I have this ugly query....

sum(CASE 
        WHEN effective_from_date < '2011-05-24' THEN (rate * (effective_to_date - '2011-05-24' + 1)) 
        WHEN effective_to_date > '2011-05-28' THEN (rate * ('2011-05-28' - effective_from_date + 1)) 
        ELSE (rate * (effective_to_date - effective_from_date + 1))
    END
    ) as price_cal_rate
        FROM calendar_event
        WHERE property_rid = (SELECT rid FROM property WHERE web_id = 'T28314') AND 
        ((effective_from_date BETWEEN '2011-05-24' AND '2011-05-28')  OR (effective_to_date BETWEEN '2011-05-24' AND '2011-05-28')) 
         AND 
         NOT EXISTS (

         SELECT days_diff FROM (


        SELECT  ((effective_from_date - lag(effective_to_date) OVER (PARTITION BY NULL ORDER BY effective_from_date ASC))) AS days_diff, effective_from_date, effective_to_date
             FROM calendar_event
             WHERE property_rid = (SELECT rid FROM property WHERE web_id = 'T28314') AND 
        ((effective_from_date BETWEEN '2011-05-26' AND '2011-05-28') OR (effective_to_date BETWEEN '2011-05-26' AND '2011-05-28')) 

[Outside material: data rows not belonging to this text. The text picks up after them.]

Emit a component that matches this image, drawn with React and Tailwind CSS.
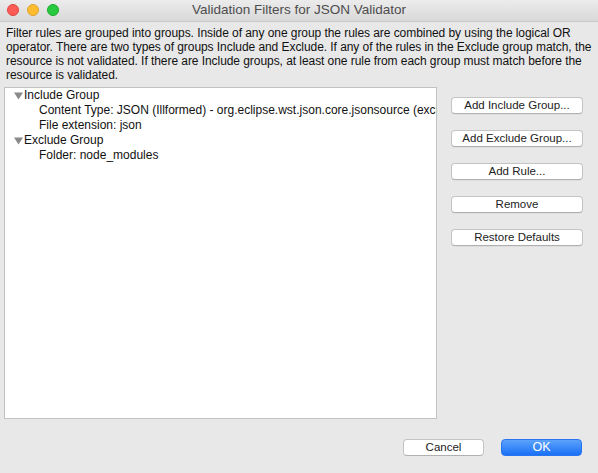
import React from "react";

function Btn({ children }) {
  return (
    <button className="h-[17px] w-[132px] rounded-[4px] border border-[#c4c4c4] border-b-[#b0b0b0] bg-white text-[11.5px] leading-[15px] text-[#222] shadow-[0_0.5px_0.5px_rgba(0,0,0,0.08)]">
      {children}
    </button>
  );
}

function Tri() {
  return (
    <svg width="9" height="8" viewBox="0 0 9 8" className="ml-[9px] mr-[1px]">
      <path d="M0 0.5 L9 0.5 L4.5 7.5 Z" fill="#8a8a8a" />
    </svg>
  );
}

export default function App() {
  return (
    <div className="flex h-[473px] w-[598px] flex-col overflow-hidden bg-[#e8e8e8] font-['Liberation_Sans',sans-serif]">
      <div className="relative flex h-[22px] shrink-0 items-center justify-center border-b border-[#c9c9c9] bg-gradient-to-b from-[#ececec] to-[#d8d8d8]">
        <div className="absolute left-[7px] top-[4px] flex gap-[8px]">
          <div className="h-[12px] w-[12px] rounded-full border border-[#e0443e] bg-[#fd5b55]" />
          <div className="h-[12px] w-[12px] rounded-full border border-[#dea236] bg-[#febc2e]" />
          <div className="h-[12px] w-[12px] rounded-full border border-[#1aab29] bg-[#28c840]" />
        </div>
        <span className="text-[13.5px] text-[#4d4d4d]">Validation Filters for JSON Validator</span>
      </div>
      <p className="pl-[6px] pr-0 pt-[4px] text-[12px] leading-[14px] tracking-[-0.06px] text-[#111]">
        Filter rules are grouped into groups. Inside of any one group the rules are combined by using the logical OR operator. There are two types of groups Include and Exclude. If any of the rules in the Exclude group match, the resource is not validated. If there are Include groups, at least one rule from each group must match before the resource is validated.
      </p>
      <div className="mt-[5px] flex pl-[4px]">
        <div className="h-[332px] w-[433px] overflow-hidden border border-[#c2c2c2] bg-white text-[12px] leading-[15px] text-[#111]">
          <div className="flex items-center whitespace-nowrap"><Tri />Include Group</div>
          <div className="whitespace-nowrap pl-[34px]">Content Type: JSON (Illformed) - org.eclipse.wst.json.core.jsonsource (excluded)</div>
          <div className="whitespace-nowrap pl-[34px]">File extension: json</div>
          <div className="flex items-center whitespace-nowrap"><Tri />Exclude Group</div>
          <div className="whitespace-nowrap pl-[34px]">Folder: node_modules</div>
        </div>
        <div className="ml-[14px] mt-[10px] flex flex-col gap-[16px]">
          <Btn>Add Include Group...</Btn>
          <Btn>Add Exclude Group...</Btn>
          <Btn>Add Rule...</Btn>
          <Btn>Remove</Btn>
          <Btn>Restore Defaults</Btn>
        </div>
      </div>
      <div className="mt-[20px] flex justify-end gap-[17px] pr-[16px]">
        <button className="h-[17px] w-[81px] rounded-[4px] border border-[#c4c4c4] border-b-[#b0b0b0] bg-white text-[11.5px] leading-[15px] text-[#222]">Cancel</button>
        <button className="h-[17px] w-[81px] rounded-[4px] border border-[#2a74f0] bg-gradient-to-b from-[#5ba2fb] to-[#1770f6] text-[12.5px] leading-[15px] text-white">OK</button>
      </div>
    </div>
  );
}
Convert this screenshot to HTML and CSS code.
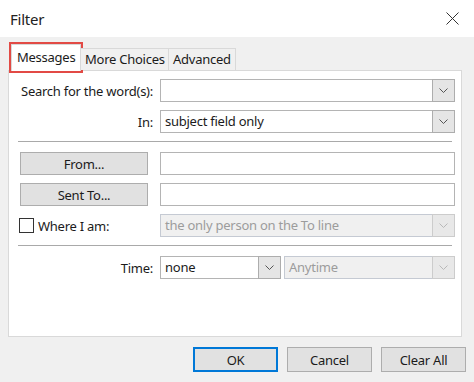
FILE: index.html
```html
<!DOCTYPE html>
<html lang="en">
<head>
  <meta charset="UTF-8" />
  <title>Filter</title>
  <link rel="stylesheet" href="styles.css">
</head>
<body>
  <div class="window">
    <div class="titlebar">
      <span class="title">Filter</span>
      <svg class="close" viewBox="0 0 13 13"><path d="M0.5 0.5 L12.5 12.5 M12.5 0.5 L0.5 12.5" /></svg>
    </div>

    <div class="tabs">
      <div class="tab active">Messages</div>
      <div class="tab">More Choices</div>
      <div class="tab">Advanced</div>
    </div>

    <div class="panel">
      <!-- search -->
      <div class="row">
        <label class="label">Search for the word(s):</label>
        <div class="combo wide">
          <span class="value"></span>
          <span class="drop"><svg viewBox="0 0 9 5"><path d="M0.5 0.5 L4.5 4.5 L8.5 0.5" /></svg></span>
        </div>
      </div>
      <div class="row">
        <label class="label">In:</label>
        <div class="combo wide">
          <span class="value">subject field only</span>
          <span class="drop"><svg viewBox="0 0 9 5"><path d="M0.5 0.5 L4.5 4.5 L8.5 0.5" /></svg></span>
        </div>
      </div>

      <div class="sep"></div>

      <!-- people -->
      <div class="row">
        <button class="pick">From...</button>
        <div class="field wide"></div>
      </div>
      <div class="row">
        <button class="pick">Sent To...</button>
        <div class="field wide"></div>
      </div>
      <div class="row">
        <label class="check"><span class="box"></span>Where I am:</label>
        <div class="combo wide disabled">
          <span class="value">the only person on the To line</span>
          <span class="drop"><svg viewBox="0 0 9 5"><path d="M0.5 0.5 L4.5 4.5 L8.5 0.5" /></svg></span>
        </div>
      </div>

      <div class="sep"></div>

      <!-- time -->
      <div class="row">
        <label class="label">Time:</label>
        <div class="combo small">
          <span class="value">none</span>
          <span class="drop"><svg viewBox="0 0 9 5"><path d="M0.5 0.5 L4.5 4.5 L8.5 0.5" /></svg></span>
        </div>
        <div class="combo rest disabled">
          <span class="value">Anytime</span>
          <span class="drop"><svg viewBox="0 0 9 5"><path d="M0.5 0.5 L4.5 4.5 L8.5 0.5" /></svg></span>
        </div>
      </div>
    </div>

    <div class="footer">
      <button class="btn default">OK</button>
      <button class="btn">Cancel</button>
      <button class="btn">Clear All</button>
    </div>
  </div>
</body>
</html>
```

FILE: styles.css
```css
body {
  margin: 0;
  font-family: 'Noto Sans', sans-serif;
  font-size: 13px;
  letter-spacing: -0.25px;
  color: #1b1b1b;
  background-color: #f0f0f0;
}

.window {
  width: 474px;
  height: 382px;
  background-color: #f0f0f0;
  overflow: hidden;
}

.titlebar {
  height: 37px;
  box-sizing: border-box;
  background-color: #fff;
  display: flex;
  align-items: center;
  justify-content: space-between;
  padding: 0 15px 0 10px;
}

.title {
  font-size: 15px;
  color: #222;
}

.close {
  width: 13px;
  height: 13px;
  stroke: #333;
  stroke-width: 1;
  fill: none;
}

/* tab strip */
.tabs {
  height: 34px;
  box-sizing: border-box;
  display: flex;
  align-items: flex-end;
  padding-left: 11px;
  margin-bottom: -1px;
  position: relative;
  z-index: 1;
}

.tab {
  height: 22px;
  box-sizing: border-box;
  margin-bottom: 1px;
  padding: 0 4px;
  line-height: 20px;
  white-space: nowrap;
  border: 1px solid #d9d9d9;
  border-bottom: none;
  border-left: none;
  background-color: #f0f0f0;
}

.tab.active {
  width: 70px;
  height: 27px;
  margin-bottom: 0;
  padding: 0 0 0 5px;
  line-height: 25px;
  background-color: #fff;
  border-left: 1px solid #d9d9d9;
  outline: 2px solid #e24a45;
}

.tab.active + .tab {
  width: 88px;
}

.tab:last-child {
  width: 67px;
}

/* main page */
.panel {
  height: 267px;
  box-sizing: border-box;
  margin: 0 12px 0 8px;
  padding: 8px 6px 0 0;
  background-color: #fff;
  border: 1px solid #d9d9d9;
}

.row {
  display: flex;
  align-items: center;
  height: 23px;
  margin-bottom: 8px;
}

.label {
  width: 144px;
  text-align: right;
  margin-right: 7px;
  white-space: nowrap;
}

.wide {
  width: 295px;
}

.combo, .field {
  height: 23px;
  box-sizing: border-box;
  border: 1px solid #b4b4b4;
  background-color: #fff;
  display: flex;
}

.combo .value {
  flex: 1;
  padding-left: 4px;
  line-height: 21px;
  white-space: nowrap;
  overflow: hidden;
}

.drop {
  width: 21px;
  margin: -1px -1px -1px 0;
  border: 1px solid #adadad;
  background-color: #e5e5e5;
  display: flex;
  align-items: center;
  justify-content: center;
}

.drop svg {
  width: 9px;
  height: 5px;
  stroke: #555;
  stroke-width: 1;
  fill: none;
}

.combo.disabled {
  background-color: #f0f0f0;
  border-color: #c5cad3;
}

.combo.disabled .value {
  color: #9c9c9c;
}

.combo.disabled .drop {
  background-color: #e8e8e8;
  border-color: #cccccc;
}

.combo.disabled .drop svg {
  stroke: #b8b8b8;
}

.small {
  width: 121px;
}

.rest {
  width: 171px;
  margin-left: 3px;
}

.sep {
  height: 1px;
  background-color: #a9a9a9;
  margin: 2px 3px 10px 9px;
}

.pick {
  width: 128px;
  height: 23px;
  margin: 0 12px 0 11px;
  padding: 0;
  font-family: 'Noto Sans', sans-serif;
  font-size: 13px;
  letter-spacing: -0.25px;
  color: #1b1b1b;
  background-color: #e1e1e1;
  border: 1px solid #adadad;
}

.check {
  width: 140px;
  margin-right: 11px;
  display: flex;
  align-items: center;
}

.box {
  width: 13px;
  height: 13px;
  margin: 0 4px 0 10px;
  border: 1px solid #333;
  background-color: #fff;
}

/* bottom buttons */
.footer {
  display: flex;
  justify-content: flex-end;
  gap: 9px;
  padding: 10px 8px 0 0;
}

.btn {
  width: 85px;
  height: 25px;
  padding: 0;
  font-family: 'Noto Sans', sans-serif;
  font-size: 13px;
  letter-spacing: -0.25px;
  color: #1b1b1b;
  background-color: #e1e1e1;
  border: 1px solid #adadad;
}

.btn.default {
  border: 2px solid #0078d7;
}
```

        ) AS t WHERE COALESCE(days_diff, 0) > 1 

        ) AND EXISTS (select * from  (
          select min(effective_from_date) as min_date, max(effective_to_date) as max_date FROM calendar_event
        WHERE property_rid = (SELECT rid FROM property WHERE web_id = 'T28314') AND 
        ((effective_from_date BETWEEN '2011-05-24' AND '2011-05-28')  OR (effective_to_date BETWEEN '2011-05-24' AND '2011-05-28'))
        ) as max_min WHERE min_date <= '2011-05-24' and max_date >= '2011-05-28')

the query is calculating the rate over a date range....the query is fine...but there is a lot of duplication in the query....I was wondering if there is a nice way to store the result of this sub query somewhere

FROM calendar_event
        WHERE property_rid = (SELECT rid FROM property WHERE web_id = 'T28314') 
AND 
            ((effective_from_date BETWEEN '2011-05-24' AND '2011-05-28')  OR (effective_to_date BETWEEN '2011-05-24' AND '2011-05-28'))  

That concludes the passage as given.